A learning algorithm tries to approximate $f^*$. If we parametrize $f_\beta(x) = x^\top \beta$ and do empirical risk minimization with a large enough sample, $\beta$ converges to the minimizer of:
$$
\beta^* = \arg \min_\beta \mathbb{E}[(Y - X^\top \beta)^2].
$$
Note that $\beta^*$ is the solution to $\mathbb{E}[XX^\top] \beta = \mathbb{E}[XY]$. If $\text{Cov}(X, X)$ is invertible, then
$$
\beta^* = \text{Cov}(X, X)^{-1} \text{Cov}(X, Y).
$$
This $\beta^*$ is not necessarily the same as the "true" $\beta_0$ from a structural equation $Y = X\beta_0 + \varepsilon$ unless $\mathbb{E}[\varepsilon \mid X] = 0$.

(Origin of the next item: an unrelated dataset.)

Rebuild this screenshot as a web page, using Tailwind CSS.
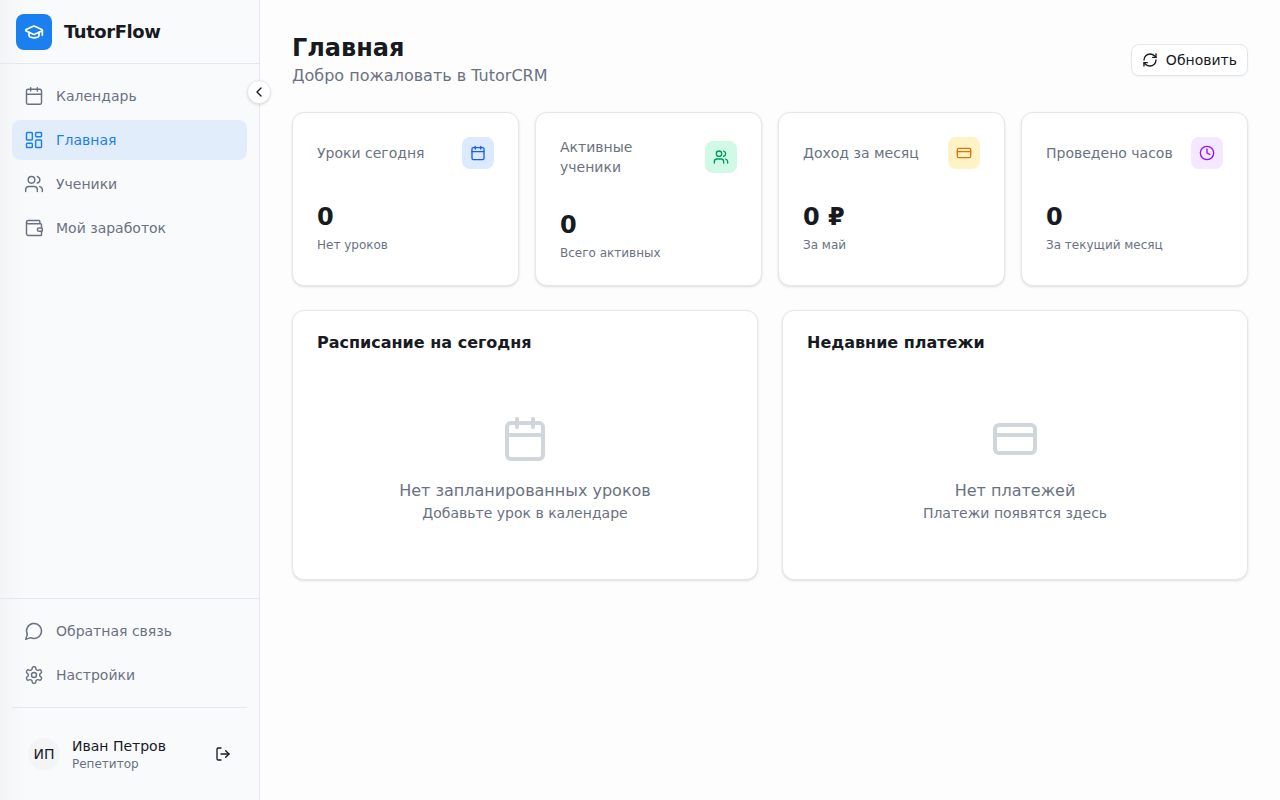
<!DOCTYPE html>
<html lang="ru">
<head>
    <meta charset="UTF-8">
    <title>TutorFlow</title>
    <script src="https://cdn.jsdelivr.net/npm/@tailwindcss/browser@4"></script>
</head>
<body class="h-[800px] overflow-hidden bg-[#fdfdfd] font-['DejaVu_Sans',sans-serif] text-[#171a1f]">
<div class="flex h-[800px]">
    <!-- sidebar -->
    <aside class="relative flex w-[260px] shrink-0 flex-col border-r border-[#e4e7ec] bg-[linear-gradient(90deg,#f3f4f6_0px,#f9fafc_24px)]">
        <div class="flex h-16 items-center gap-3 border-b border-[#e4e7ec] px-4">
            <div class="flex h-9 w-9 items-center justify-center rounded-lg bg-[#1a80f0] text-white">
                <svg class="h-5 w-5" viewBox="0 0 24 24" fill="none" stroke="currentColor" stroke-width="2" stroke-linecap="round" stroke-linejoin="round"><path d="M21.42 10.922a1 1 0 0 0-.019-1.838L12.83 5.18a2 2 0 0 0-1.66 0L2.6 9.08a1 1 0 0 0 0 1.832l8.57 3.908a2 2 0 0 0 1.66 0z"/><path d="M22 10v6"/><path d="M6 12.5V16a6 3 0 0 0 12 0v-3.5"/></svg>
            </div>
            <span class="text-lg font-bold tracking-tight">TutorFlow</span>
        </div>

        <button class="absolute left-[247px] top-[80px] flex h-6 w-6 items-center justify-center rounded-full border border-[#e4e7ec] bg-white shadow-sm">
            <svg class="h-4 w-4" viewBox="0 0 24 24" fill="none" stroke="currentColor" stroke-width="2" stroke-linecap="round" stroke-linejoin="round"><path d="m15 18-6-6 6-6"/></svg>
        </button>

        <nav class="flex flex-col gap-1 px-3 pt-3 text-sm text-gray-500">
            <a class="flex h-10 items-center gap-3 rounded-lg px-3">
                <svg class="h-5 w-5" viewBox="0 0 24 24" fill="none" stroke="currentColor" stroke-width="1.75" stroke-linecap="round" stroke-linejoin="round"><path d="M8 2v4"/><path d="M16 2v4"/><rect x="3" y="4" width="18" height="18" rx="2"/><path d="M3 10h18"/></svg>
                Календарь
            </a>
            <a class="flex h-10 items-center gap-3 rounded-lg bg-[#e2edfb] px-3 text-[#1a80f0]">
                <svg class="h-5 w-5" viewBox="0 0 24 24" fill="none" stroke="currentColor" stroke-width="1.75" stroke-linecap="round" stroke-linejoin="round"><rect x="3" y="3" width="7" height="9" rx="1"/><rect x="14" y="3" width="7" height="5" rx="1"/><rect x="14" y="12" width="7" height="9" rx="1"/><rect x="3" y="16" width="7" height="5" rx="1"/></svg>
                Главная
            </a>
            <a class="flex h-10 items-center gap-3 rounded-lg px-3">
                <svg class="h-5 w-5" viewBox="0 0 24 24" fill="none" stroke="currentColor" stroke-width="1.75" stroke-linecap="round" stroke-linejoin="round"><path d="M16 21v-2a4 4 0 0 0-4-4H6a4 4 0 0 0-4 4v2"/><circle cx="9" cy="7" r="4"/><path d="M22 21v-2a4 4 0 0 0-3-3.87"/><path d="M16 3.13a4 4 0 0 1 0 7.75"/></svg>
                Ученики
            </a>
            <a class="flex h-10 items-center gap-3 rounded-lg px-3">
                <svg class="h-5 w-5" viewBox="0 0 24 24" fill="none" stroke="currentColor" stroke-width="1.75" stroke-linecap="round" stroke-linejoin="round"><path d="M19 7V4a1 1 0 0 0-1-1H5a2 2 0 0 0 0 4h15a1 1 0 0 1 1 1v4h-3a2 2 0 0 0 0 4h3a1 1 0 0 0 1-1v-2a1 1 0 0 0-1-1"/><path d="M3 5v14a2 2 0 0 0 2 2h15a1 1 0 0 0 1-1v-4"/></svg>
                Мой заработок
            </a>
        </nav>

        <div class="mt-auto border-t border-[#e4e7ec] px-3 pt-3">
            <div class="flex flex-col gap-1 text-sm text-gray-500">
                <a class="flex h-10 items-center gap-3 rounded-lg px-3">
                    <svg class="h-5 w-5" viewBox="0 0 24 24" fill="none" stroke="currentColor" stroke-width="1.75" stroke-linecap="round" stroke-linejoin="round"><path d="M7.9 20A9 9 0 1 0 4 16.1L2 22Z"/></svg>
                    Обратная связь
                </a>
                <a class="flex h-10 items-center gap-3 rounded-lg px-3">
                    <svg class="h-5 w-5" viewBox="0 0 24 24" fill="none" stroke="currentColor" stroke-width="1.75" stroke-linecap="round" stroke-linejoin="round"><path d="M12.22 2h-.44a2 2 0 0 0-2 2v.18a2 2 0 0 1-1 1.73l-.43.25a2 2 0 0 1-2 0l-.15-.08a2 2 0 0 0-2.73.73l-.22.38a2 2 0 0 0 .73 2.73l.15.1a2 2 0 0 1 1 1.72v.51a2 2 0 0 1-1 1.74l-.15.09a2 2 0 0 0-.73 2.73l.22.38a2 2 0 0 0 2.73.73l.15-.08a2 2 0 0 1 2 0l.43.25a2 2 0 0 1 1 1.73V20a2 2 0 0 0 2 2h.44a2 2 0 0 0 2-2v-.18a2 2 0 0 1 1-1.73l.43-.25a2 2 0 0 1 2 0l.15.08a2 2 0 0 0 2.73-.73l.22-.39a2 2 0 0 0-.73-2.73l-.15-.08a2 2 0 0 1-1-1.74v-.5a2 2 0 0 1 1-1.74l.15-.09a2 2 0 0 0 .73-2.73l-.22-.38a2 2 0 0 0-2.73-.73l-.15.08a2 2 0 0 1-2 0l-.43-.25a2 2 0 0 1-1-1.73V4a2 2 0 0 0-2-2z"/><circle cx="12" cy="12" r="3"/></svg>
                    Настройки
                </a>
            </div>
            <div class="mt-3 flex h-[93px] items-center border-t border-[#e4e7ec] px-4">
                <div class="flex h-8 w-8 items-center justify-center rounded-full bg-[#f3f4f6] text-sm">ИП</div>
                <div class="ml-3 flex-1 leading-none">
                    <p class="text-sm leading-5">Иван Петров</p>
                    <p class="text-xs leading-4 text-gray-500">Репетитор</p>
                </div>
                <svg class="h-4 w-4" viewBox="0 0 24 24" fill="none" stroke="currentColor" stroke-width="2" stroke-linecap="round" stroke-linejoin="round"><path d="M9 21H5a2 2 0 0 1-2-2V5a2 2 0 0 1 2-2h4"/><polyline points="16 17 21 12 16 7"/><line x1="21" y1="12" x2="9" y2="12"/></svg>
            </div>
        </div>
    </aside>

    <!-- content -->
    <main class="flex-1 p-8">
        <div class="flex items-center justify-between">
            <div>
                <h1 class="text-2xl leading-8 font-bold">Главная</h1>
                <p class="text-base leading-6 text-gray-500">Добро пожаловать в TutorCRM</p>
            </div>
            <button class="flex h-8 items-center gap-2 rounded-lg border border-[#e4e7ec] bg-white px-[10px] text-sm shadow-xs">
                <svg class="h-4 w-4" viewBox="0 0 24 24" fill="none" stroke="currentColor" stroke-width="2" stroke-linecap="round" stroke-linejoin="round"><path d="M3 12a9 9 0 0 1 9-9 9.75 9.75 0 0 1 6.74 2.74L21 8"/><path d="M21 3v5h-5"/><path d="M21 12a9 9 0 0 1-9 9 9.75 9.75 0 0 1-6.74-2.74L3 16"/><path d="M8 16H3v5"/></svg>
                Обновить
            </button>
        </div>

        <div class="mt-6 grid grid-cols-4 gap-4">
            <div class="rounded-xl border border-[#e4e7ec] bg-white p-6 shadow-sm">
                <div class="flex items-center justify-between gap-3">
                    <p class="text-sm leading-5 text-gray-500">Уроки сегодня</p>
                    <div class="flex h-8 w-8 shrink-0 items-center justify-center rounded-lg bg-blue-100 text-blue-600">
                        <svg class="h-4 w-4" viewBox="0 0 24 24" fill="none" stroke="currentColor" stroke-width="2" stroke-linecap="round" stroke-linejoin="round"><path d="M8 2v4"/><path d="M16 2v4"/><rect x="3" y="4" width="18" height="18" rx="2"/><path d="M3 10h18"/></svg>
                    </div>
                </div>
                <p class="mt-8 text-2xl leading-8 font-bold">0</p>
                <p class="mt-1 text-xs leading-4 text-gray-500">Нет уроков</p>
            </div>
            <div class="rounded-xl border border-[#e4e7ec] bg-white p-6 shadow-sm">
                <div class="flex items-center justify-between gap-3">
                    <p class="text-sm leading-5 text-gray-500">Активные ученики</p>
                    <div class="flex h-8 w-8 shrink-0 items-center justify-center rounded-lg bg-emerald-100 text-emerald-600">
                        <svg class="h-4 w-4" viewBox="0 0 24 24" fill="none" stroke="currentColor" stroke-width="2" stroke-linecap="round" stroke-linejoin="round"><path d="M16 21v-2a4 4 0 0 0-4-4H6a4 4 0 0 0-4 4v2"/><circle cx="9" cy="7" r="4"/><path d="M22 21v-2a4 4 0 0 0-3-3.87"/><path d="M16 3.13a4 4 0 0 1 0 7.75"/></svg>
                    </div>
                </div>
                <p class="mt-8 text-2xl leading-8 font-bold">0</p>
                <p class="mt-1 text-xs leading-4 text-gray-500">Всего активных</p>
            </div>
            <div class="rounded-xl border border-[#e4e7ec] bg-white p-6 shadow-sm">
                <div class="flex items-center justify-between gap-3">
                    <p class="text-sm leading-5 text-gray-500">Доход за месяц</p>
                    <div class="flex h-8 w-8 shrink-0 items-center justify-center rounded-lg bg-amber-100 text-amber-600">
                        <svg class="h-4 w-4" viewBox="0 0 24 24" fill="none" stroke="currentColor" stroke-width="2" stroke-linecap="round" stroke-linejoin="round"><rect x="2" y="5" width="20" height="14" rx="2"/><line x1="2" y1="10" x2="22" y2="10"/></svg>
                    </div>
                </div>
                <p class="mt-8 text-2xl leading-8 font-bold">0 ₽</p>
                <p class="mt-1 text-xs leading-4 text-gray-500">За май</p>
            </div>
            <div class="rounded-xl border border-[#e4e7ec] bg-white p-6 shadow-sm">
                <div class="flex items-center justify-between gap-3">
                    <p class="text-sm leading-5 text-gray-500">Проведено часов</p>
                    <div class="flex h-8 w-8 shrink-0 items-center justify-center rounded-lg bg-purple-100 text-purple-600">
                        <svg class="h-4 w-4" viewBox="0 0 24 24" fill="none" stroke="currentColor" stroke-width="2" stroke-linecap="round" stroke-linejoin="round"><circle cx="12" cy="12" r="10"/><polyline points="12 6 12 12 16 14"/></svg>
                    </div>
                </div>
                <p class="mt-8 text-2xl leading-8 font-bold">0</p>
                <p class="mt-1 text-xs leading-4 text-gray-500">За текущий месяц</p>
            </div>
        </div>

        <div class="mt-6 grid grid-cols-2 gap-6">
            <div class="rounded-xl border border-[#e4e7ec] bg-white p-6 shadow-sm">
                <h3 class="text-base leading-4 font-bold">Расписание на сегодня</h3>
                <div class="flex flex-col items-center pt-16 pb-8 text-center">
                    <svg class="h-12 w-12 text-gray-300" viewBox="0 0 24 24" fill="none" stroke="currentColor" stroke-width="2" stroke-linecap="round" stroke-linejoin="round"><path d="M8 2v4"/><path d="M16 2v4"/><rect x="3" y="4" width="18" height="18" rx="2"/><path d="M3 10h18"/></svg>
                    <p class="mt-4 text-base leading-6 text-gray-500">Нет запланированных уроков</p>
                    <p class="text-sm leading-5 text-gray-500">Добавьте урок в календаре</p>
                </div>
            </div>
            <div class="rounded-xl border border-[#e4e7ec] bg-white p-6 shadow-sm">
                <h3 class="text-base leading-4 font-bold">Недавние платежи</h3>
                <div class="flex flex-col items-center pt-16 pb-8 text-center">
                    <svg class="h-12 w-12 text-gray-300" viewBox="0 0 24 24" fill="none" stroke="currentColor" stroke-width="2" stroke-linecap="round" stroke-linejoin="round"><rect x="2" y="5" width="20" height="14" rx="2"/><line x1="2" y1="10" x2="22" y2="10"/></svg>
                    <p class="mt-4 text-base leading-6 text-gray-500">Нет платежей</p>
                    <p class="text-sm leading-5 text-gray-500">Платежи появятся здесь</p>
                </div>
            </div>
        </div>
    </main>
</div>
</body>
</html>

From a predictive standpoint, $\beta^*$ is the best linear predictor in the sense of mean squared error. From a causal standpoint, we want $\beta_0$ such that $\varepsilon$ is mean-independent of $X$. If that fails, $\beta^* \neq \beta_0$.
### Partial Derivatives vs. Predictions
A powerful way to see the difference is to compare:
- $\frac{\partial}{\partial x} f^*(x)$ -- The partial derivative of the best predictor w.r.t. $x$. This is about how the model's *prediction* changes with $x$.
- $\frac{\partial}{\partial x} m_\beta(x)$ -- The partial derivative of the structural function $m_\beta(\cdot)$. This is about how the *true outcome* $Y$ changes with $x$, i.e., a causal effect if $m_\beta$ is indeed structural.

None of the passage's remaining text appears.